Students are users of the educational offerings and instructors, as facilitators of learning, are administrators of the learning experience.  From this perspective, the (educational) system’s defenses take a hit from a variety of errors coming from both honest and corrupt side: 

• user errors: students miss deadlines, submit a wrong file, plagiarize, …
• admin errors: instructors forget to upload notes, make unannounced syllabus changes, plagiarize, …
• implementation errors: outdated materials, disorganized classroom activities, assessment misalignment, …
• platform errors: university’s learning management system is down, the campus gets snowed in, classroom’s projector doesn’t work, … 
• platform design errors: lack of accessibility features, outdated policies, small or non-existent board space in a classroom, permanently attached desks and chairs, …

All of the above result in vulnerabilities and a weakened system. Planning the new course, which weaknesses do I believe will cause the most potential damage? Which vulnerabilities should I plan to strengthen my defenses against? Which error types can I approach systematically or eliminate altogether? 

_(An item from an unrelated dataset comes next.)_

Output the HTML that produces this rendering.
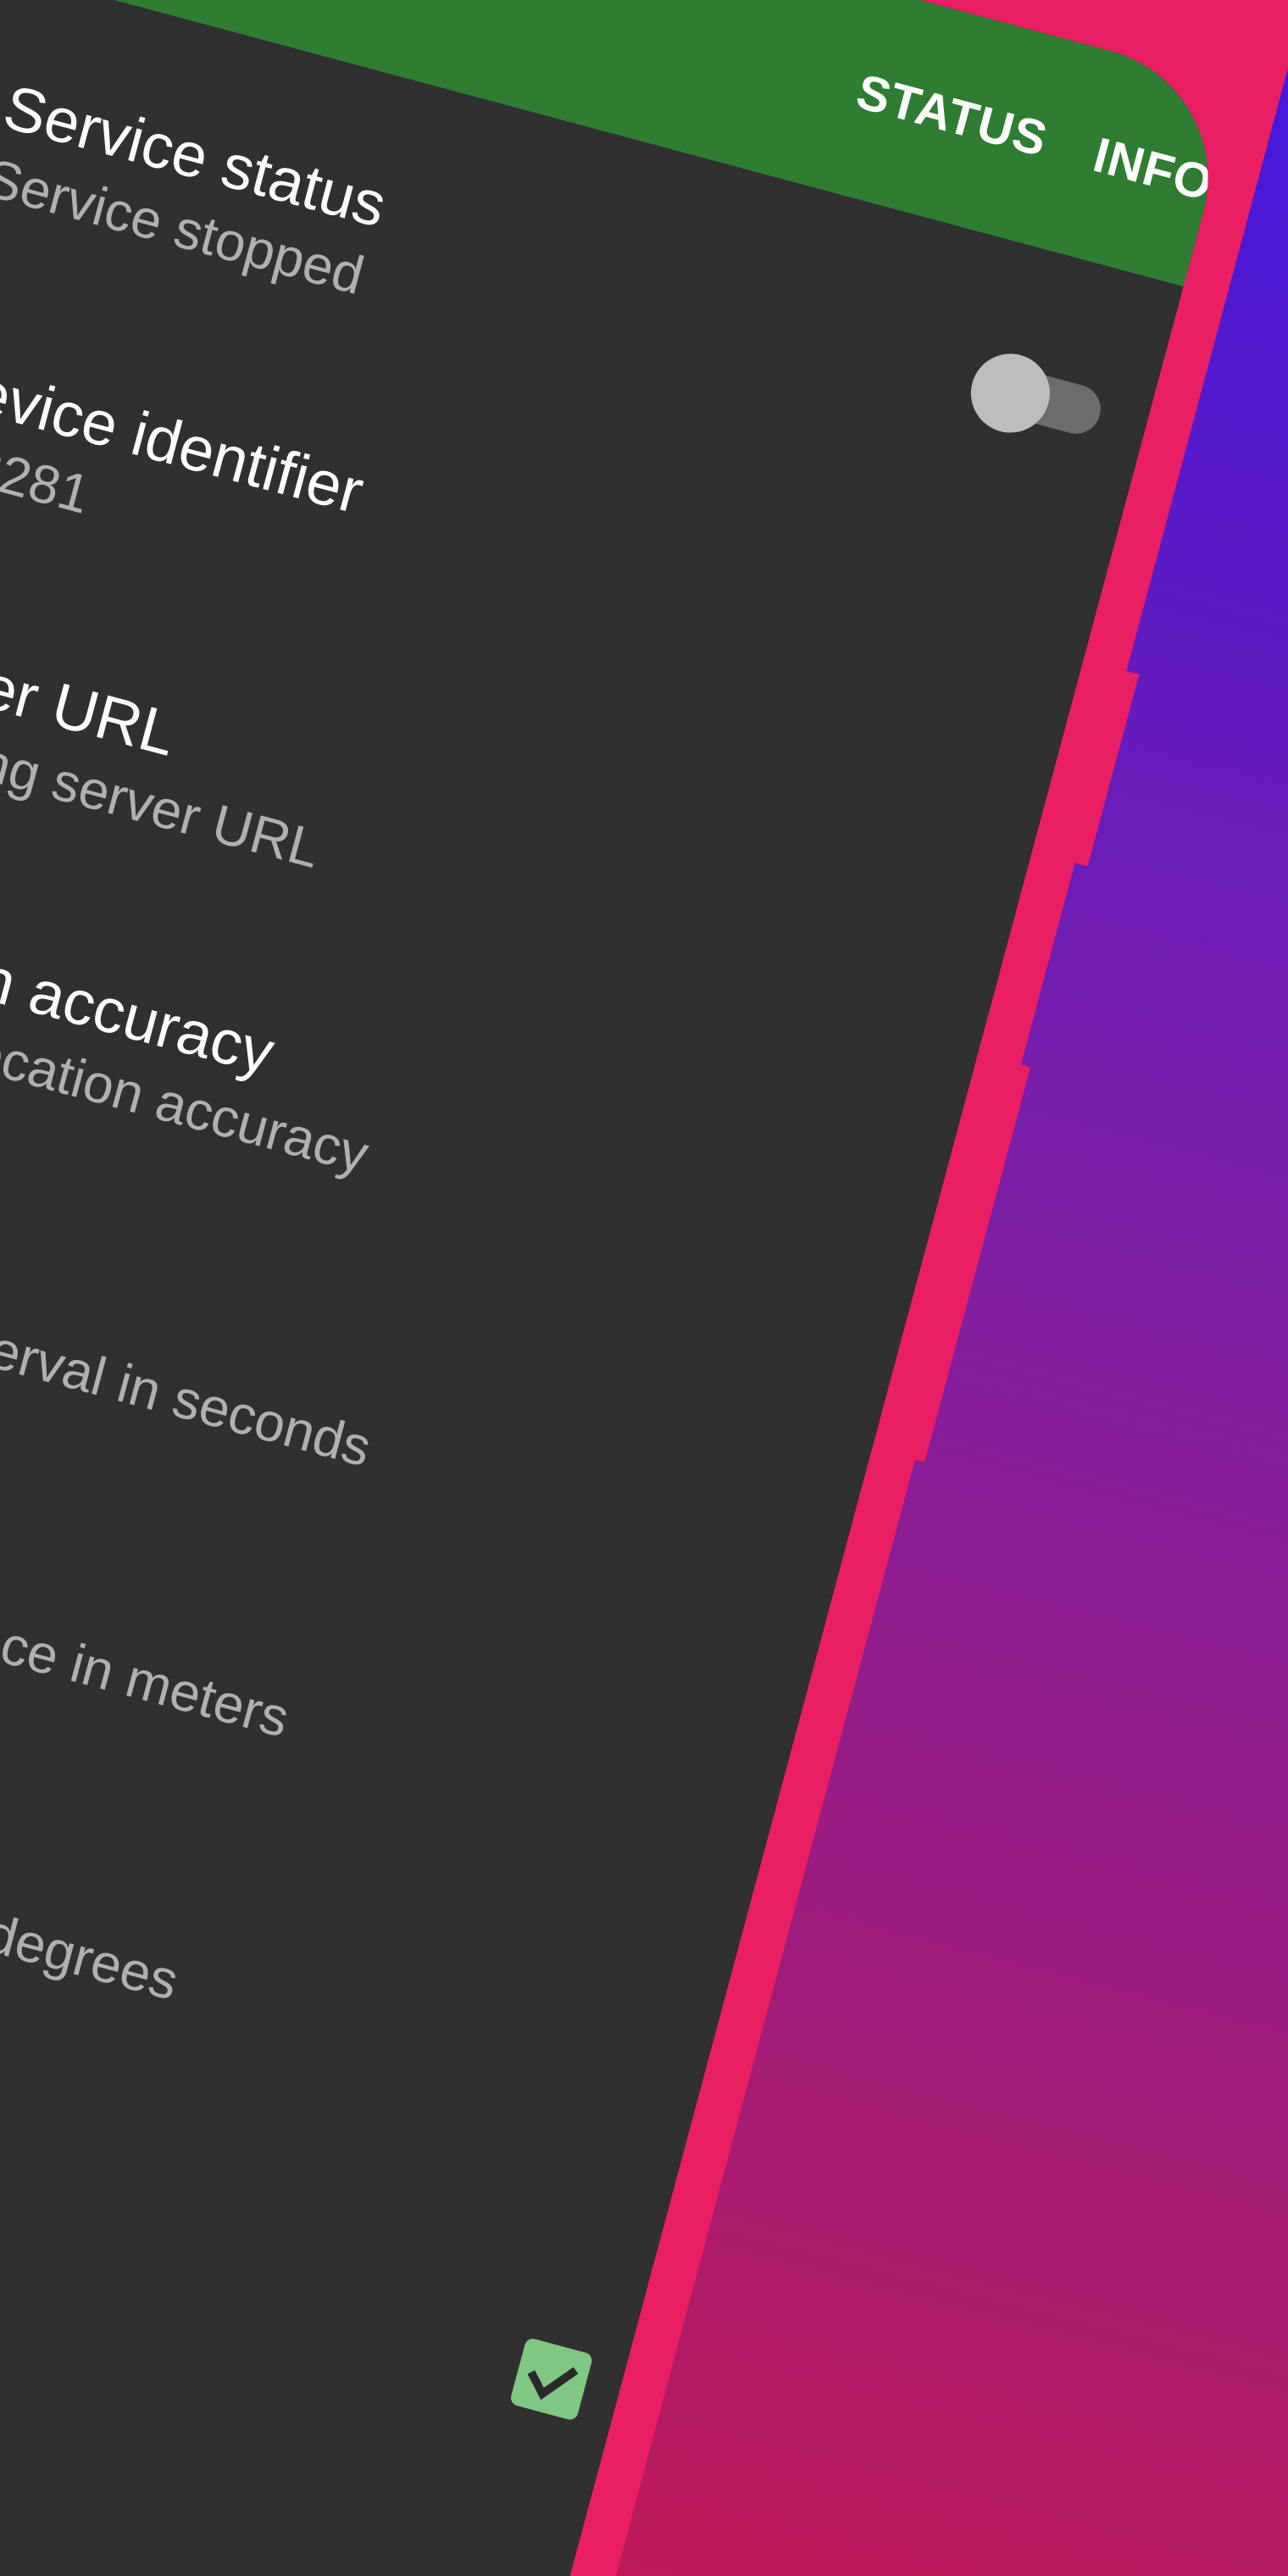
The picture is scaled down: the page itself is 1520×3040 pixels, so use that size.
<!DOCTYPE html>
<html><head><meta charset="utf-8"><style>
html,body{margin:0;padding:0;width:1520px;height:3040px;overflow:hidden;background:#303030}
svg{display:block}
text{font-family:"Liberation Sans",sans-serif}
</style></head><body>
<svg width="1520" height="3040" viewBox="0 0 784 1568" xmlns="http://www.w3.org/2000/svg" overflow="hidden">
<defs>
<linearGradient id="bg" x1="784" y1="0" x2="380" y2="1568" gradientUnits="userSpaceOnUse">
<stop offset="0" stop-color="#4117e0"/>
<stop offset="0.45" stop-color="#7a1ea6"/>
<stop offset="1" stop-color="#bc1a58"/>
</linearGradient>
<clipPath id="scr"><rect x="-1200" y="-145" width="1941" height="3200" rx="80"/></clipPath>
</defs>
<rect width="784" height="1568" fill="url(#bg)"/>
<g transform="rotate(15)">
<rect x="-1200" y="-280" width="1968" height="3400" rx="100" fill="#e91e63"/>
<rect x="760" y="217" width="16" height="121" fill="#e91e63"/>
<rect x="760" y="465" width="14" height="249" fill="#e91e63"/>
<g clip-path="url(#scr)">
<rect x="-1200" y="-145" width="1941" height="3200" fill="#303030"/>
<rect x="-1200" y="-145" width="1941" height="127" fill="#2e7d32"/>
<text x="578" y="-72" fill="#fff" font-size="30" font-weight="600" text-anchor="middle" letter-spacing="0.5">STATUS</text>
<text x="668" y="-72" fill="#fff" font-size="30" font-weight="600" letter-spacing="0.5">INFO</text>
<g font-size="38" fill="#fff">
<text x="20" y="74">Service status</text>
<text x="20" y="246">Device identifier</text>
<text x="20" y="418">Server URL</text>
<text x="20" y="590">Location accuracy</text>
<text x="20" y="762">Interval</text>
<text x="20" y="934">Distance</text>
<text x="20" y="1106">Angle</text>
<text x="20" y="1324">Offline buffering</text>
</g>
<g font-size="33" fill="#b0b0b0">
<text x="20" y="117">Service stopped</text>
<text x="20" y="289">123281</text>
<text x="20" y="461">Tracking server URL</text>
<text x="20" y="633">Desired location accuracy</text>
<text x="20" y="805">Reporting interval in seconds</text>
<text x="20" y="977">Reporting distance in meters</text>
<text x="20" y="1149">Reporting angle in degrees</text>
</g>
<rect x="652" y="56" width="60" height="30" rx="15" fill="#6c6c6c"/>
<circle cx="656" cy="72" r="24" fill="#bdbdbd"/>
<rect x="678" y="1291" width="42" height="42" rx="5" fill="#81c784"/>
<path d="M686 1311 L696 1322 L712 1303" stroke="#2a2a2a" stroke-width="5" fill="none"/>
</g>
</g>
</svg>
</body></html>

Getting back to defense in depth. The goal is to protect the system from failure in a systematic layered approach. In cyber security, as mentioned, this involves multiple layers of various security controls such as firewalls, antivirus software, intrusion detection, encryption, patching and more. Each layer adds a barrier and is different from the others so that an intruder breaking one layer won’t be able to use the same exact techniques to penetrate the next one. What can this mean from each the student and instructor point of view? How do I arrange my course planning to provide my students with extra layers of protection against failure? What options can I put in place for my students so that one missed skill doesn’t affect their entire course experience? The key nuance in defense in depth that often gets missed in its implementation is that each layer of protection must be different in nature. In the MFA example, asking two basic security questions in a row doesn’t actually strengthen the system because chances are that if a threat actor stole your personal information, they stole more than one piece, so they both know your postal code and your mother’s maiden name. A good MFA must include a combination of at least 2 of: 

• Something you know: A PIN, password, or security question
• Something you have: Your phone, a token, or a fob
• Something you are: Your fingerprint, your face, your eyes, or your voice

In designing my course, I realized I needed to adopt a similar philosophy: layering varied supports to give students multiple and, importantly, distinct opportunities to succeed. This might mean offering both (or a choice of) traditional assignments and collaborative projects, standard written tests and oral exams, best k of n quizzes (for some value of k<n), choice of k of n assignments to submit, the format of the submissions (typed, written, poster, oral presentation, video, interpretative dance, etc.), flexible policies for unexpected life events. Each support targets different potential points of failure — academic, technical, personal — just as each cyber defense layer counters a different type of attack. By structuring the course this way, I aim to make student success less brittle: missing one opportunity or still working on developing fluency within one particular type of course component doesn’t automatically doom a student’s outcome, just as breaching one security measure doesn’t bring down the entire network.

Ultimately, seeing education through the lens of cyber security allows a different view of the course planning process and the instructor’s role. I am not simply a content deliverer – I am a system architect, designing an environment that fosters resilience and growth. Just as in cyber security, perfect protection is impossible, but thoughtful, layered design can make a system robust enough to absorb shocks and support genuine, lasting learning.